With blues music today being far more guitar-eccentric, Walker struggles a bit to make sense of it all. He has experienced the conversion from being an accompanying instrument to the current state of up-front, center stage with amps turned up to twenty. Sometimes he longs for the days gone-by when the masters took brief solos instead of stretching out with indulgent, lengthy eruptions. “I’m not saying it is right or wrong. It is just weird to me. Like seeing shows now with sixty-plus old men on the front of the stage, salivating over some eighteen year old girl while playing “Sweet Home Chicago”. My dad use to tell me that blues is grown-folk music. You have to reach a point of maturity, when everything sinks in. Then you can put your life in song. It’s one thing to want to play this stuff. But you have to be realistic. I don’t give a damn how much you practice the guitar. You ain’t never, ever going to play like Hubert Sumlin, never sound like Howlin’ Wolf. Those days are gone”.

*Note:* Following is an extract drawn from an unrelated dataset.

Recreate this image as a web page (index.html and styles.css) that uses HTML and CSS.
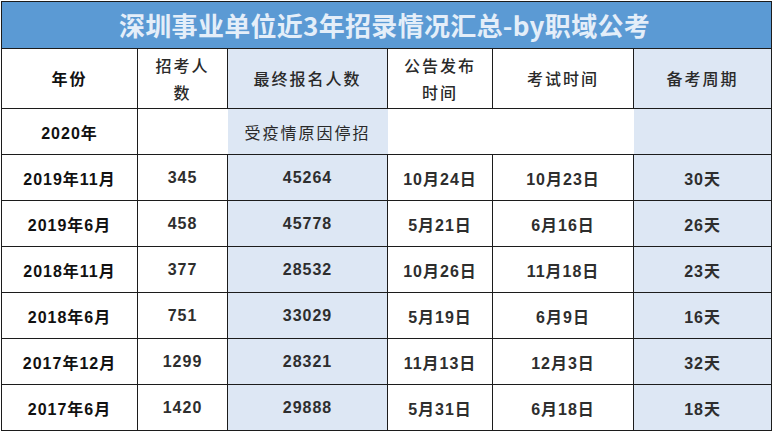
FILE: index.html
```html
<!DOCTYPE html>
<html lang="zh">
<head>
<meta charset="utf-8">
<title>深圳事业单位近3年招录情况汇总</title>
<link rel="stylesheet" href="styles.css">
</head>
<body>
<div class="wrap">
<table class="tbl">
  <colgroup>
    <col class="c1"><col class="c2"><col class="c3"><col class="c4"><col class="c5"><col class="c6">
  </colgroup>
  <tr class="title-row">
    <th colspan="6" class="title">深圳事业单位近3年招录情况汇总-by职域公考</th>
  </tr>
  <tr class="head-row">
    <th class="h bold">年份</th>
    <th class="h">招考人<br>数</th>
    <th class="h blue">最终报名人数</th>
    <th class="h">公告发布<br>时间</th>
    <th class="h">考试时间</th>
    <th class="h blue">备考周期</th>
  </tr>
  <tr class="row special">
    <td class="d first">2020年</td>
    <td class="nb"></td>
    <td class="nb blue note">受疫情原因停招</td>
    <td class="nb"></td>
    <td class="nb"></td>
    <td class="nb blue"></td>
  </tr>
  <tr class="row"><td class="d first">2019年11月</td><td class="d">345</td><td class="d blue">45264</td><td class="d">10月24日</td><td class="d">10月23日</td><td class="d blue">30天</td></tr>
  <tr class="row"><td class="d first">2019年6月</td><td class="d">458</td><td class="d blue">45778</td><td class="d">5月21日</td><td class="d">6月16日</td><td class="d blue">26天</td></tr>
  <tr class="row"><td class="d first">2018年11月</td><td class="d">377</td><td class="d blue">28532</td><td class="d">10月26日</td><td class="d">11月18日</td><td class="d blue">23天</td></tr>
  <tr class="row"><td class="d first">2018年6月</td><td class="d">751</td><td class="d blue">33029</td><td class="d">5月19日</td><td class="d">6月9日</td><td class="d blue">16天</td></tr>
  <tr class="row"><td class="d first">2017年12月</td><td class="d">1299</td><td class="d blue">28321</td><td class="d">11月13日</td><td class="d">12月3日</td><td class="d blue">32天</td></tr>
  <tr class="row"><td class="d first">2017年6月</td><td class="d">1420</td><td class="d blue">29888</td><td class="d">5月31日</td><td class="d">6月18日</td><td class="d blue">18天</td></tr>
</table>
</div>
</body>
</html>
```
FILE: styles.css
```css
html, body {
  margin: 0;
  padding: 0;
  background: #ffffff;
}
.wrap {
  padding: 1px 0 0 1px;
}
.tbl {
  border-collapse: collapse;
  table-layout: fixed;
  width: 770px;
  border: 1px solid #1c1c1c;
  font-family: "Liberation Sans", "Noto Sans CJK SC", sans-serif;
}
.c1 { width: 136px; }
.c2 { width: 90px; }
.c3 { width: 160px; }
.c4 { width: 105px; }
.c5 { width: 141px; }
.c6 { width: 138px; }

.title-row { height: 47px; }
.title {
  background: #5b9ad4;
  color: #e4eef9;
  font-family: "Noto Sans CJK SC", sans-serif;
  font-weight: 700;
  font-size: 26px;
  letter-spacing: 0.3px;
  text-align: center;
  padding: 0 4px 2px 0;
  border: 1px solid #1c1c1c;
}
.head-row { height: 60px; }
.h {
  border: 1px solid #1c1c1c;
  font-family: "Noto Sans CJK SC", sans-serif;
  font-weight: 500;
  font-size: 16px;
  letter-spacing: 2px;
  line-height: 27px;
  color: #2a2a2a;
  text-align: center;
  padding: 0;
}
.h.bold {
  font-weight: 700;
  color: #111;
}
.blue { background: #dde7f4; }

.row { height: 46px; }
.d {
  border: 1px solid #1c1c1c;
  font-weight: 700;
  font-size: 16px;
  letter-spacing: 1px;
  color: #2e2e2e;
  text-align: center;
  padding: 0;
}
.d.first { color: #111; }
.nb {
  border-top: 1px solid #1c1c1c;
  border-bottom: 1px solid #1c1c1c;
  padding: 0;
}
.note {
  font-family: "Noto Sans CJK SC", sans-serif;
  font-size: 16px;
  letter-spacing: 2px;
  color: #2a2a2a;
  text-align: center;
}
```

“People run around singing “Smokestack Lightning” and have no idea of what it means. It is riding the blinds, getting out of Dodge, let a poor boy ride. My father was from Mississippi. He used to say that it was a good place to be from – and he meant it. He didn’t say it with a lot of vitriol or hate. He knew that if his family was going to have a better life, he needed to get out of there. If you can tap into that, make people feel what it’s like to have to get out of somewhere on cold, dark evil night when you don’t know who is coming for you, you don’t have no recourse – let a poor boy ride. That’s the blues!”